For a very large part of the public, Fisk’s murder seemed the just vengeance of the Almighty. From Plymouth Church came the voice of Beecher describing Fisk as “that supreme mountebank of fortune,” “absolutely without moral sense,” “absolutely devoid of shame,” “abominable in his lusts” and proclaiming that “by the hand of a fellow culprit, God’s providence struck him to the ground.”
Tweed’s arrest, the Fisk murder, Stokes on trial, smallpox in Brooklyn, the annual Assembly Ball at the Music Academy (“In the United States there is no pleasanter place than is our city socially…” said the Union); Talmage preaching out against Fielding and Dumas as obscene literature, Bill Cody playing in Brooklyn, the new Metropolitan Museum of Art opening in New York; talk of the upcoming Presidential elections, two thousand skaters on the lake in Prospect Park, and the East River spanned by gigantic cakes of ice—there was ever so much to read and talk about through that winter of 1871-72. But only rarely would there be anything in the papers about the actual building of the bridge. There was plenty of talk certainly about what the Rink Committee might turn up. But when Roebling announced in mid-December that the New York caisson was ready to begin its descent, only a line or two appeared in the papers. Not until later would it be considered a matter of the greatest interest, or would some observers find a certain irony in the idea that the New York foundation for the bridge was being sunk in a sewer.
12
How Natural, Right, and Proper
Although the bridge from every element of its use and from the source of its finances, is considered a public enterprise, yet it is entirely a private corporation in which the public has no voice…
—DEMAS BARNES
THE SENSATIONAL Stokes trial dragged on for months in early 1872, keeping the excesses of Fisk’s (and Tweed’s) unsavory world very much in the public mind at the time when the Rink Committee began presenting its findings. Predictably, Tweed’s former association with the bridge was made much of. But Kingsley’s “compensation,” the possible reasons for it, and his relationship to the Saw Mill & Lumber Company were the heart of the committee’s case.

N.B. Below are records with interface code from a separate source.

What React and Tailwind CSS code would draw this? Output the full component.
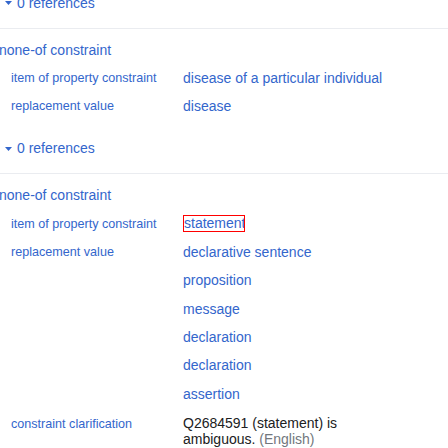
import React from 'react'

const Caret = () => (
  <svg width="7" height="4" viewBox="0 0 7 4" className="shrink-0">
    <polygon points="0,0 7,0 3.5,4" fill="#3366cc" />
  </svg>
)

const References = ({ className = '' }) => (
  <div className={`flex items-center h-[28px] text-[14px] text-[#3366cc] ${className}`}>
    <div className="ml-[5px] mr-[5px] flex items-center">
      <Caret />
    </div>
    <span>0 references</span>
  </div>
)

const Divider = ({ className = '' }) => (
  <div className={`h-px w-full bg-[#eaecf0] ${className}`} />
)

const Qualifier = ({ label, values, children }) => (
  <div className="flex">
    <div className="w-[183px] shrink-0 pl-[11px] h-[28.4px] flex items-center text-[12.6px] text-[#3366cc]">
      {label}
    </div>
    <div className="flex flex-col w-[215px]">
      {children}
      {values &&
        values.map((v, i) => (
          <div key={i} className="h-[28.4px] flex items-center text-[14px] text-[#3366cc]">
            {v}
          </div>
        ))}
    </div>
  </div>
)

const App = () => {
  return (
    <div className="w-[448px] h-[448px] overflow-hidden bg-white font-['Liberation_Sans',Arial,sans-serif]">
      <References className="-mt-[11px]" />
      <Divider className="mt-[11px]" />

      <div className="mt-[7px] h-[28px] flex items-center -ml-[1px] text-[14px] text-[#3366cc]">
        none-of constraint
      </div>
      <Qualifier label="item of property constraint" values={['disease of a particular individual']} />
      <Qualifier label="replacement value" values={['disease']} />

      <References className="mt-[14px]" />
      <Divider className="mt-[10px]" />

      <div className="mt-[8px] h-[28px] flex items-center -ml-[1px] text-[14px] text-[#3366cc]">
        none-of constraint
      </div>
      <Qualifier label="item of property constraint">
        <div className="h-[28.4px] flex items-center">
          <div className="w-[62px] h-[17px] border border-[#ff0000] overflow-hidden flex items-center text-[14px] text-[#3366cc] leading-[15px] whitespace-nowrap">
            statement
          </div>
        </div>
      </Qualifier>
      <Qualifier
        label="replacement value"
        values={['declarative sentence', 'proposition', 'message', 'declaration', 'declaration', 'assertion']}
      />
      <div className="flex">
        <div className="w-[183px] shrink-0 pl-[11px] pt-[7px] leading-[16px] text-[12.6px] text-[#3366cc]">
          constraint clarification
        </div>
        <div className="w-[215px] pt-[6px] text-[14px] leading-[16px] text-[#202122]">
          Q2684591 (statement) is ambiguous. <span className="text-[#72777d]">(English)</span>
        </div>
      </div>
    </div>
  )
}

export default App
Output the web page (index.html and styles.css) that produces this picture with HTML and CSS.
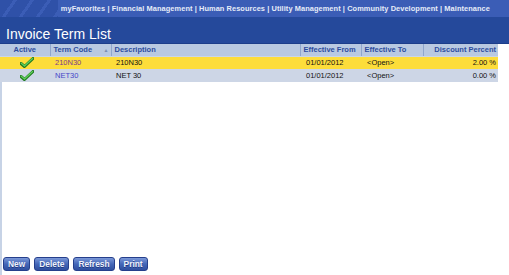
FILE: index.html
```html
<html lang="en">
  <head>
    <meta charset="UTF-8" />
    <title>Invoice Term List</title>
    <link rel="stylesheet" href="styles.css">
  </head>
  <body>
    <!-- Top menu -->
    <div class="topbar">
      <nav class="menu">
        <a href="#">myFavorites</a> |
        <a href="#">Financial Management</a> |
        <a href="#">Human Resources</a> |
        <a href="#">Utility Management</a> |
        <a href="#">Community Development</a> |
        <a href="#">Maintenance</a>
      </nav>
    </div>

    <!-- Title -->
    <div class="titlebar">Invoice Term List</div>

    <!-- Grid -->
    <div class="content">
      <table class="grid">
        <colgroup>
          <col style="width: 50px">
          <col style="width: 61px">
          <col style="width: 189px">
          <col style="width: 61px">
          <col style="width: 62px">
          <col style="width: 75px">
        </colgroup>
        <thead>
          <tr>
            <th class="center">Active</th>
            <th class="col-code">Term Code <span class="sort">&#9650;</span></th>
            <th>Description</th>
            <th>Effective From</th>
            <th>Effective To</th>
            <th class="right">Discount Percent</th>
          </tr>
        </thead>
        <tbody>
          <tr class="selected">
            <td class="center"><svg class="check" width="14" height="11" viewBox="0 0 14 11"><path d="M1 6.5 L4.5 9.5 L13 1.5" fill="none" stroke="#1f7a1f" stroke-width="3" stroke-linecap="round" stroke-linejoin="round"/><path d="M1.3 6.3 L4.5 9 L12.6 1.6" fill="none" stroke="#5fd05a" stroke-width="1.3" stroke-linecap="round" stroke-linejoin="round"/></svg></td>
            <td class="code sel-code">210N30</td>
            <td>210N30</td>
            <td>01/01/2012</td>
            <td>&lt;Open&gt;</td>
            <td class="right">2.00 %</td>
          </tr>
          <tr class="alt">
            <td class="center"><svg class="check" width="14" height="11" viewBox="0 0 14 11"><path d="M1 6.5 L4.5 9.5 L13 1.5" fill="none" stroke="#1f7a1f" stroke-width="3" stroke-linecap="round" stroke-linejoin="round"/><path d="M1.3 6.3 L4.5 9 L12.6 1.6" fill="none" stroke="#5fd05a" stroke-width="1.3" stroke-linecap="round" stroke-linejoin="round"/></svg></td>
            <td class="code">NET30</td>
            <td>NET 30</td>
            <td>01/01/2012</td>
            <td>&lt;Open&gt;</td>
            <td class="right">0.00 %</td>
          </tr>
        </tbody>
      </table>
    </div>

    <!-- Buttons -->
    <div class="buttons">
      <button>New</button>
      <button>Delete</button>
      <button>Refresh</button>
      <button>Print</button>
    </div>
  </body>
</html>
```

FILE: styles.css
```css
body {
  margin: 0;
  padding: 0;
  font-family: "Liberation Sans", Arial, sans-serif;
  background-color: white;
  width: 509px;
  height: 275px;
  display: flex;
  flex-direction: column;
  overflow: hidden;
}
.topbar {
  height: 17px;
  background-color: #3b5db6;
  background-image: repeating-linear-gradient(125deg, #2f51a8 0 11px, #3b5db6 11px 14px);
  background-size: 58px 17px;
  background-repeat: no-repeat;
  display: flex;
  justify-content: flex-end;
  align-items: center;
}
.menu {
  flex-shrink: 0;
  padding-right: 19px;
  color: #e6ecf8;
  font-size: 7.4px;
  letter-spacing: 0.08px;
  font-weight: bold;
  white-space: nowrap;
}
.menu a {
  color: #e6ecf8;
  text-decoration: none;
}
.titlebar {
  height: 27px;
  background-color: #25499b;
  color: white;
  font-size: 14px;
  padding-left: 6px;
  line-height: 34px;
  box-sizing: border-box;
  border-bottom: 1px solid #1c3d8a;
}
.content {
  flex-grow: 1;
  border-left: 2px solid #c7d3e6;
}
.grid {
  width: 498px;
  table-layout: fixed;
  border-collapse: collapse;
  font-size: 7.5px;
  margin-left: -2px;
}
.grid th {
  background-color: #b9c9e1;
  color: #2d4d9e;
  font-weight: bold;
  text-align: left;
  height: 12px;
  padding: 0 3px;
  border-left: 1px solid #8fa6cc;
  border-bottom: 1px solid #cad6e8;
  white-space: nowrap;
  overflow: hidden;
}
.grid th:first-child {
  border-left: none;
}
.grid td {
  height: 13px;
  padding: 0 3px;
  color: #111;
  white-space: nowrap;
}
.grid th.center,
.grid td.center {
  text-align: center;
}
.grid th.right,
.grid td.right {
  text-align: right;
  padding-right: 2px;
}
.grid th.col-code {
  position: relative;
}
.sort {
  position: absolute;
  right: 2px;
  top: 3px;
  font-size: 5px;
  color: #7b8fb5;
}
.grid td.code {
  padding-left: 5px;
  color: #4646c8;
}
.grid td.sel-code {
  color: #7a3c8c;
}
.grid td:nth-child(3) {
  padding-left: 5px;
}
.grid td:nth-child(4),
.grid td:nth-child(5) {
  padding-left: 6px;
}
.selected td {
  background-color: #fddd3a;
  border-top: 1px solid #f2c21a;
}
.alt td {
  background-color: #cdd6e6;
}
.check {
  display: block;
  margin: 0 auto;
  transform: translateX(2px);
}
.buttons {
  height: 18px;
  display: flex;
  gap: 4px;
  padding-left: 1px;
  align-items: flex-start;
  border-left: 2px solid #c7d3e6;
}
.buttons button {
  font-family: "Liberation Sans", Arial, sans-serif;
  font-size: 8.4px;
  font-weight: bold;
  color: #eef2fb;
  text-shadow: 0 1px 0 #1d3780;
  height: 14px;
  padding: 0 4px;
  border: 1px solid #253f8c;
  border-radius: 3px;
  background: linear-gradient(#7b98d8, #4467b8 50%, #2f4f9f);
  cursor: pointer;
}
```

The Eagle immediately jumped to the defense of the Bridge Company. “It is true that Tweed, Connolly, and Sweeny are among the subscribers to this stock…but what corporation would have refused the cooperation of these men one year ago?” Kingsley was the man who got the bridge going, assumed the responsibility, and so “would have been justified in asking for any contracts the Bridge Company had to give, on the condition that he would do as well by the Company as any other contractor.” Furthermore, if the people of Brooklyn were not able to trust the likes of Murphy, Stranahan, Demas Barnes, or Henry Slocum to see that an enterprise was run legitimately, then whom were they to trust?
Kingsley himself replied right after that, by letter to the Eagle and the Union, rather than through an interview, since, he said, he wanted his answer worded properly.
The letter, however, was an angry tirade and raised new doubts about the man. The Bridge Company was composed of Brooklyn’s first citizens, all men to be trusted, he said, echoing the Eagle’s theme and citing the same names over again. To suggest that the company was being mismanaged, to malign the reputation of anyone connected with the bridge, was to be against the bridge, and to be against the bridge was to be against Brooklyn and against progress. The Committee of Fifty was made up of “vagabonds and scoundrels,” plus “a parcel of old fogies, who have accumulated wealth, though by their connection with the old farm titles of Brooklyn…and who have been made rich by the very progress they have persistently resisted.” These were the people, he said, who had been against the water works, the park, “every railroad track.” The landed gentry were out to block the people’s bridge was the theme.
As for his dealings with Tweed, Kingsley answered with a question of his own, again sounding quite a lot like Thomas Kinsella or whoever wrote the Eagle editorial, except that Kingsley was perfectly frank about how far back that relationship actually dated. “Will any man whose memory goes back five years dare hazard his veracity by saying that the Company were unwise at that time in soliciting the co-operation of Tweed, Sweeny, and Connolly…?” Besides, Kingsley said that in his dealings with Tweed and the other Tammany people, he had found “their characters were then at l
east infinitely better” than those of the men on the Committee of Fifty.
Then he said something he regretted later. He said he had paid for everything in getting the bridge under way and was “out of pocket more than a quarter of a million before a blow was struck.” (It was the same figure, interestingly, he had said he would be richer by had he avoided politics.) And as a kind of blanket justification for all those things he had done that seemed even the slightest bit suspect, he said, “I wanted to build the bridge.”
“Every man must have somewhere an objective in life with which a greater [good] than money allies him,” he said. “My objective is to build the bridge.”
The committee quickly responded with its own letter to the Eagle, saying it was ridiculous to tell the public to relax and be confident just because men of money and position were in charge. The committee also wanted to know, if the Bridge Company was employing a Chief Engineer, not to mention a consulting engineer and four assistant engineers, why William Kingsley’s services were so all-important and what exactly was he doing? In addition, the committee was now most interested to know how Kingsley had managed to spend a quarter of a million dollars. This new figure of Kingsley’s was exactly twice as much as anyone had ever implied he had spent. Moreover, the committee had been led to understand, by officials at the bridge offices, that the $125,000 Kingsley received from the company was mainly to cover those earlier expenses, all of which could be itemized supposedly. If that was so, then for what purposes had the rest of the money been used? And did not the people of Brooklyn deserve an honest accounting of such transactions? Perhaps he had been extremely liberal in Albany to get the sort of legislation that would allow private stockholders such free rein with the people’s money?